The Initial Exploration Problem in Knowledge Graph Exploration
Claire McNamara, Lucy Hederman, Declan O'Sullivan

TL;DR
This paper introduces the Initial Exploration Problem in Knowledge Graphs, highlighting the challenges faced by new users due to structural complexity and proposing a theoretical framework for designing better exploration interfaces.
Contribution
It formalizes the IEP, identifies key barriers, and suggests the need for interaction primitives that reveal KG scope without requiring prior expertise.
Findings
Identifies scope uncertainty, ontology opacity, and query incapacity as key barriers.
Highlights the lack of interaction primitives for scope revelation in current systems.
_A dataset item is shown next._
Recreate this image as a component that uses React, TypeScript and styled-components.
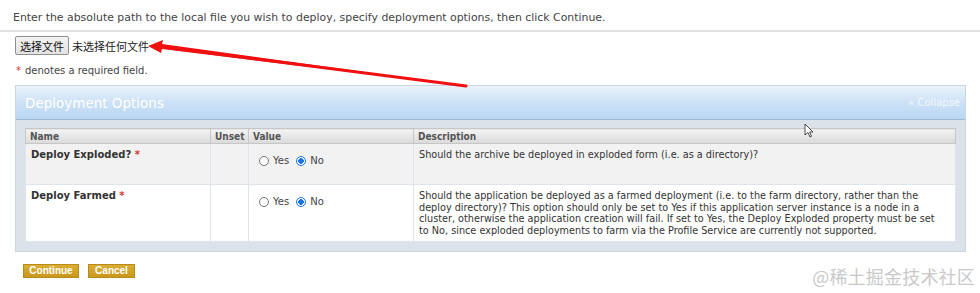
import React from "react";
import styled, { createGlobalStyle } from "styled-components";

const GlobalStyle = createGlobalStyle`
  html, body {
    margin: 0;
    padding: 0;
    background: #fff;
  }
  body {
    width: 980px;
    height: 293px;
    overflow: hidden;
    font-family: "DejaVu Sans", Verdana, sans-serif;
    color: #333;
  }
`;

const Page = styled.div`
  position: relative;
  width: 980px;
  height: 293px;
  box-sizing: border-box;
  padding-top: 11px;
`;

const Intro = styled.p`
  margin: 0 0 0 13px;
  font-size: 10.9px;
  line-height: 13px;
  color: #444;
`;

const Rule = styled.hr`
  margin: 6px 0 0 0;
  border: 0;
  border-top: 2px solid #e2e2e2;
`;

const FileRow = styled.div`
  display: flex;
  align-items: center;
  gap: 3px;
  margin: 4px 0 0 15px;
  height: 19px;
`;

const FileButton = styled.button`
  height: 19px;
  width: 54px;
  padding: 0;
  border: 1px solid #8f8f8f;
  border-radius: 2px;
  background: linear-gradient(#f4f4f4, #e2e2e2);
  font-family: "Noto Sans CJK SC", sans-serif;
  font-size: 11px;
  color: #111;
`;

const FileLabel = styled.span`
  font-family: "Noto Sans CJK SC", sans-serif;
  font-size: 11px;
  color: #222;
`;

const Note = styled.div`
  margin: 10px 0 0 16px;
  font-size: 10px;
  color: #444;
`;

const Star = styled.span`
  color: #d33;
  margin-right: 4px;
`;

const Panel = styled.section`
  margin: 9px 0 0 15px;
  width: 951px;
  background: #dce2ea;
  border: 1px solid #c9d6e4;
  box-sizing: border-box;
  padding-bottom: 9px;
`;

const PanelHeader = styled.div`
  height: 33px;
  display: flex;
  align-items: center;
  justify-content: space-between;
  padding: 0 5px 0 9px;
  background: linear-gradient(#eaf3fc 0%, #cfe3f7 45%, #b9d6f3 100%);
  border-bottom: 1px solid #9fb7cf;
`;

const PanelTitle = styled.h2`
  margin: 0;
  font-family: "DejaVu Sans", Verdana, sans-serif;
  font-weight: normal;
  font-size: 13.5px;
  color: #fff;
`;

const Collapse = styled.span`
  font-size: 10px;
  color: #f4f8fc;
`;

const TableWrap = styled.div`
  padding: 8px 9px 0 9px;
`;

const Table = styled.table`
  width: 100%;
  table-layout: fixed;
  border-collapse: collapse;
  background: #fff;
`;

const Th = styled.th<{ $w?: number }>`
  box-sizing: border-box;
  width: ${(p) => (p.$w ? `${p.$w}px` : "auto")};
  height: 15px;
  padding: 0 4px;
  text-align: left;
  font-family: "DejaVu Sans Condensed", "DejaVu Sans", sans-serif;
  font-size: 10px;
  font-weight: bold;
  color: #555;
  background: linear-gradient(#f3f3f3, #dadada);
  border: 1px solid #c6c6c6;
`;

const Row = styled.tr<{ $alt?: boolean; $h: number }>`
  height: ${(p) => p.$h}px;
  background: ${(p) => (p.$alt ? "#f2f2f2" : "#fff")};
`;

const Td = styled.td`
  vertical-align: top;
  padding: 5px 5px;
  border: 1px solid #dde4ec;
  font-size: 9.7px;
  line-height: 11.5px;
  color: #333;
`;

const NameCell = styled(Td)`
  font-weight: bold;
  font-size: 10px;
  color: #333;
`;

const ValueCell = styled(Td)`
  padding: 11px 0 0 10px;
`;

const DescCell = styled(Td)`
  white-space: nowrap;
`;

const DescLine = styled.span`
  display: block;
`;

const Radios = styled.div`
  display: flex;
  align-items: center;
  gap: 4px;
  font-size: 10px;
  color: #444;
`;

const Radio = styled.span<{ $on?: boolean }>`
  box-sizing: border-box;
  width: 10px;
  height: 10px;
  border-radius: 50%;
  border: 1px solid ${(p) => (p.$on ? "#1a73e8" : "#777")};
  background: ${(p) => (p.$on ? "radial-gradient(circle, #1a73e8 0 2.6px, #fff 3px)" : "#fff")};
  margin-left: ${(p) => (p.$on ? "3px" : "0")};
`;

const Actions = styled.div`
  display: flex;
  gap: 9px;
  margin: 12px 0 0 23px;
`;

const GoldButton = styled.button<{ $w: number }>`
  width: ${(p) => p.$w}px;
  height: 14px;
  padding: 0;
  border: 1px solid #b78b17;
  background: linear-gradient(#dcae32, #c9981d);
  color: #fff;
  font-family: "Liberation Sans", Arial, sans-serif;
  font-weight: bold;
  font-size: 10px;
  line-height: 12px;
`;

const Arrow = styled.svg`
  position: absolute;
  left: 0;
  top: 0;
  pointer-events: none;
`;

const Watermark = styled.div`
  position: absolute;
  right: 5px;
  bottom: 4px;
  font-family: "Noto Sans CJK SC", sans-serif;
  font-size: 18px;
  color: #c9c9c9;
  letter-spacing: 0.2px;
`;

const farmedLines = [
  "Should the application be deployed as a farmed deployment (i.e. to the farm directory, rather than the",
  "deploy directory)? This option should only be set to Yes if this application server instance is a node in a",
  "cluster, otherwise the application creation will fail. If set to Yes, the Deploy Exploded property must be set",
  "to No, since exploded deployments to farm via the Profile Service are currently not supported.",
];

const YesNo: React.FC = () => (
  <Radios>
    <Radio />
    <span>Yes</span>
    <Radio $on />
    <span>No</span>
  </Radios>
);

export default function App() {
  return (
    <>
      <GlobalStyle />
      <Page>
        <Intro>
          Enter the absolute path to the local file you wish to deploy, specify deployment options, then click Continue.
        </Intro>
        <Rule />
        <FileRow>
          <FileButton>选择文件</FileButton>
          <FileLabel>未选择任何文件</FileLabel>
        </FileRow>
        <Note>
          <Star>*</Star>denotes a required field.
        </Note>
        <Panel>
          <PanelHeader>
            <PanelTitle>Deployment Options</PanelTitle>
            <Collapse>« Collapse</Collapse>
          </PanelHeader>
          <TableWrap>
            <Table>
              <thead>
                <tr>
                  <Th $w={185}>Name</Th>
                  <Th $w={38}>Unset</Th>
                  <Th $w={165}>Value</Th>
                  <Th>Description</Th>
                </tr>
              </thead>
              <tbody>
                <Row $alt $h={41}>
                  <NameCell>
                    Deploy Exploded? <Star>*</Star>
                  </NameCell>
                  <Td />
                  <ValueCell>
                    <YesNo />
                  </ValueCell>
                  <DescCell>Should the archive be deployed in exploded form (i.e. as a directory)?</DescCell>
                </Row>
                <Row $h={56}>
                  <NameCell>
                    Deploy Farmed <Star>*</Star>
                  </NameCell>
                  <Td />
                  <ValueCell>
                    <YesNo />
                  </ValueCell>
                  <DescCell>
                    {farmedLines.map((line) => (
                      <DescLine key={line}>{line}</DescLine>
                    ))}
                  </DescCell>
                </Row>
              </tbody>
            </Table>
          </TableWrap>
        </Panel>
        <Actions>
          <GoldButton $w={56}>Continue</GoldButton>
          <GoldButton $w={47}>Cancel</GoldButton>
        </Actions>
        <Arrow width="980" height="293" viewBox="0 0 980 293">
          <path d="M466 86 L162 44 L163 40 L148 46 L161 53 L162 49 Z" fill="#f01010" />
          <path d="M466 86 L163 47" stroke="#f01010" strokeWidth="3" strokeLinecap="round" />
          <path
            d="M805 124 L805 135 L808 132.5 L810 137 L811.5 136.3 L809.7 132 L813 132 Z"
            fill="#fff"
            stroke="#222"
            strokeWidth="0.8"
          />
        </Arrow>
        <Watermark>@稀土掘金技术社区</Watermark>
      </Page>
    </>
  );
}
Provides a theoretical framework for designing entry-point scaffolding in KG exploration.
Abstract
Knowledge Graphs (KGs) enable the integration and representation of complex information across domains, but their semantic richness and structural complexity create substantial barriers for lay users without expertise in semantic web technologies. When encountering an unfamiliar KG, such users face a distinct orientation challenge: they do not know what questions are possible, how the knowledge is structured, or how to begin exploration. This paper identifies and theorises this phenomenon as the Initial Exploration Problem (IEP). Drawing on theories from information behaviour and human-computer interaction, including ASK, exploratory search, information foraging, and cognitive load theory, we develop a conceptual framing of the IEP characterised by three interdependent barriers: scope uncertainty, ontology opacity, and query incapacity. We argue that these barriers converge at the…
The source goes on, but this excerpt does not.